The catalyst is obvious but uncontainable: center fielder Choi In-ho. His .410 on-base percentage leads the team, and once aboard, he is a hawk. He has swiped 22 bags this season. More critically, he ranks first in the KBO in extra bases taken on hits (for example, going first to third on a single). The Dinos’ catchers have a below-average pop time to second base (1.99 seconds), so Choi will likely run at will. The other X-factor is veteran designated hitter Kim Tae-kyun. At 41, his bat speed has diminished, but his ability to spoil 0-2 pitches (fouling off an average of 3.7 pitches per two-strike at-bat) is a weapon. He exhausts pitchers, draws deep counts, and opens the door for earlier bullpen usage. The Eagles have no major injuries, but their bullpen workhorse Kang Jae-min (1.82 WHIP in his last three appearances) is visibly fatigued. That makes any extended NC rally in the sixth inning potentially fatal.
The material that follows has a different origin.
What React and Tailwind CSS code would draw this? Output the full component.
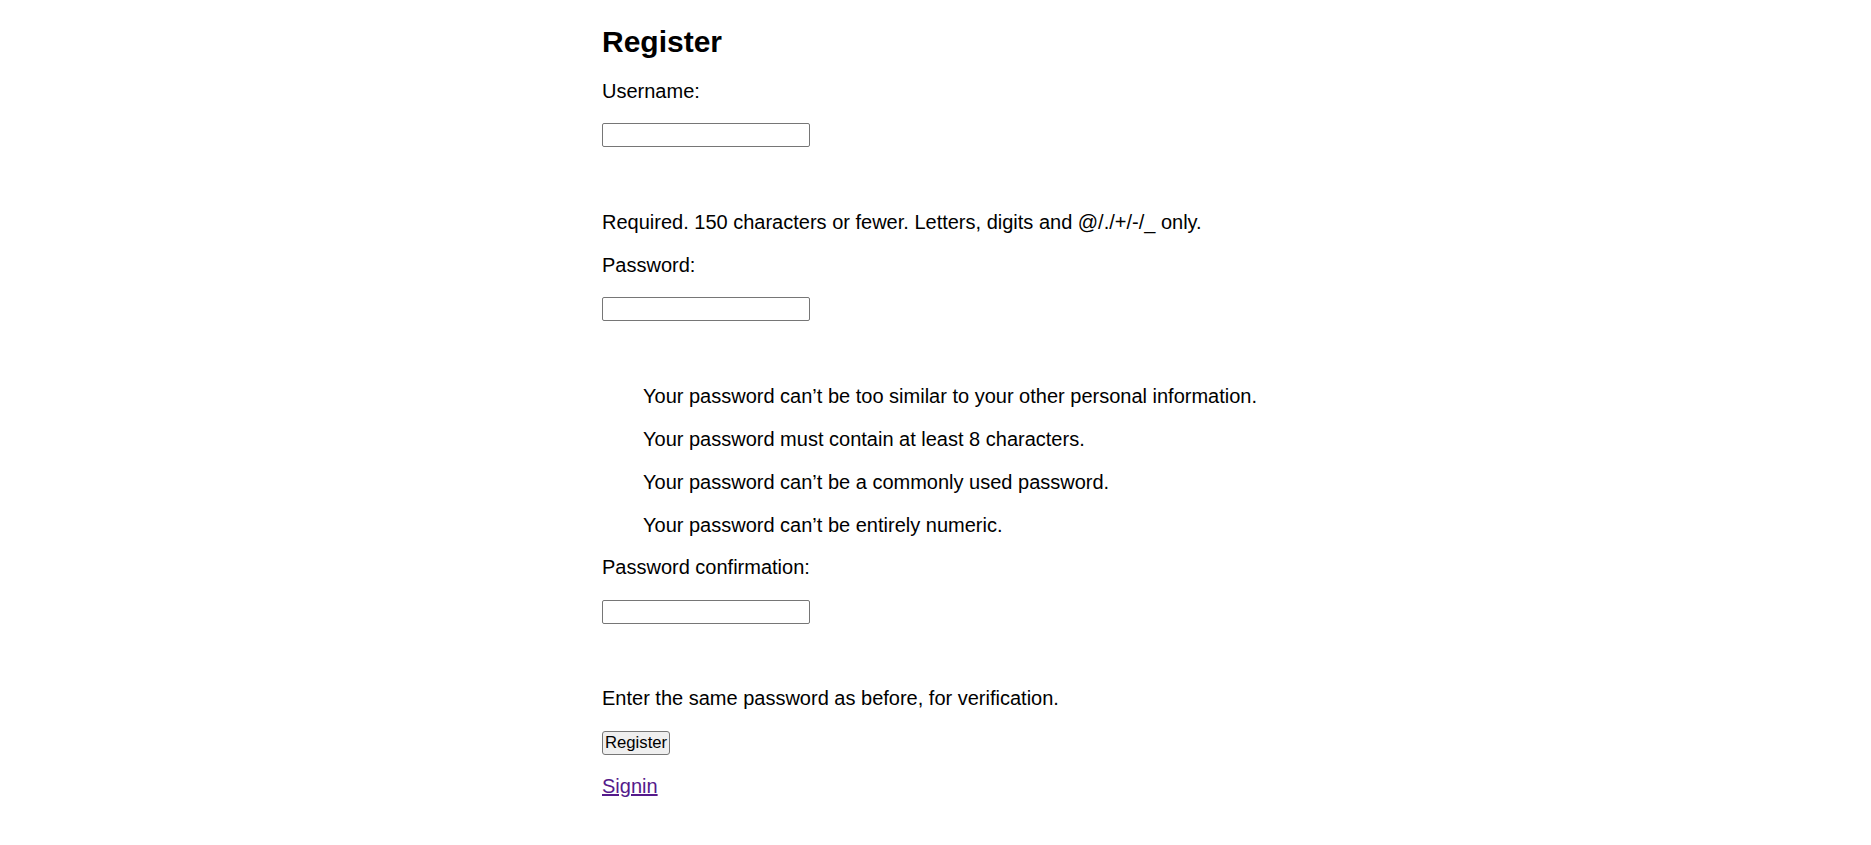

Head-to-Head: History and Psychology
These two sides have played a tight, irritable brand of baseball this season. In five meetings so far, the Dinos hold a 3-2 edge, but three of those games were decided by two runs or fewer. Notably, two of Hanwha’s wins featured multiple stolen bases, while NC’s three wins came when their starter pitched at least six innings. The psychological edge belongs to NC when the game is played in a low-error, low-baserunning environment. Hanwha, conversely, thrives on chaos. A crucial trend: in the last eight encounters, the team that scores first has won seven times. This reflects both teams’ bullpen volatility. The comeback is a rare commodity here. The Eagles, historically the KBO’s "lovable losers," have shed that tag. They now believe they can beat anyone if they keep the game close through five innings. NC, feeling the pressure of a failed title defense, has shown visible frustration when their game plan is disrupted. Expect Hanwha to test their emotional discipline early.
Key Battles and Critical Zones
The entire contest may hinge on the duel between NC’s starting catcher, Kim Hyung-jun, and Hanwha’s entire top of the order on the basepaths. Hyung-jun’s pop time to second base is a pedestrian 1.97 seconds, and his throwing accuracy has waned. If Castano cannot hold runners—his time to home plate is 1.32 seconds, well above the danger zone—Hanwha will turn singles into doubles and doubles into runs. Every Choi In-ho walk will feel like a leadoff triple.
The second battle lies in the batter's box against the shift. The Dinos employ an extreme pull-shift against left-handed hitters like Hanwha’s Noh Si-hwan. Noh, however, has spent the last week working on the opposite-field slap. If he can drop a soft grounder past the vacated third-base side, he breaks NC’s defensive algorithm. Watch his first two at-bats. If he tries to go the other way, it is a clear tactical adjustment. The decisive zone on the field will be the shallow right-center gap. Hanwha’s right fielder has a weak arm (lowest assist total among starting right fielders), and NC’s right-handed pull hitters know it. If the Dinos can punch line drives into that gap, they can turn singles into doubles and score from first on a base hit. That is the one area Hanwha’s aggressive outfield positioning cannot cover.
Match Scenario and Prediction
Expect a tense, tactically dense first four innings. Castano will dominate early, using his changeup to neutralize Hanwha’s aggressive swings. But the Eagles will work deep counts to get him out after 85 pitches by the fifth inning. The moment Castano exits, the game flips. NC’s bullpen is a collection of hard throwers with poor secondary command. They will struggle with Hanwha’s speed. I anticipate a fifth or sixth inning where the Eagles manufacture a run without a hit: a walk, a stolen base, a sacrifice fly, an error. That will force NC’s offense, already impatient with RISP, to press against Barria. He will pitch carefully to Park Geon-woo, walking him to face weaker hitters. The total runs will be suppressed early, then explode late. Given the bullpen disparity and the base-stealing mismatch, Hanwha has the sharper tactical knife.
Prediction: Hanwha Eagles to win. Over 8.5 total runs is highly likely due to late bullpen meltdowns. Look for Hanwha to cover the +1.5 run line, but a straight win is the call: 6-4. The game will feature at least three stolen base attempts, with two successful. The first team to record a hit with RISP will win.
Final Thoughts
This is not a clash of talent but of temperaments. The NC Dinos are the fading aristocrats, still possessing the technical blueprint but lacking the nerve to execute. The Hanwha Eagles are the revolutionary force, willing to sacrifice outs for chaos. The question that will be answered under the Changwon lights is simple yet brutal: can a team that relies on structure survive a team that refuses to offer any? If the Dinos cannot control the running game, their season’s trajectory will take another sharp, disheartening turn. For the neutral European fan, sit back and watch the chess match unfold—just know that the Eagles intend to flip the board.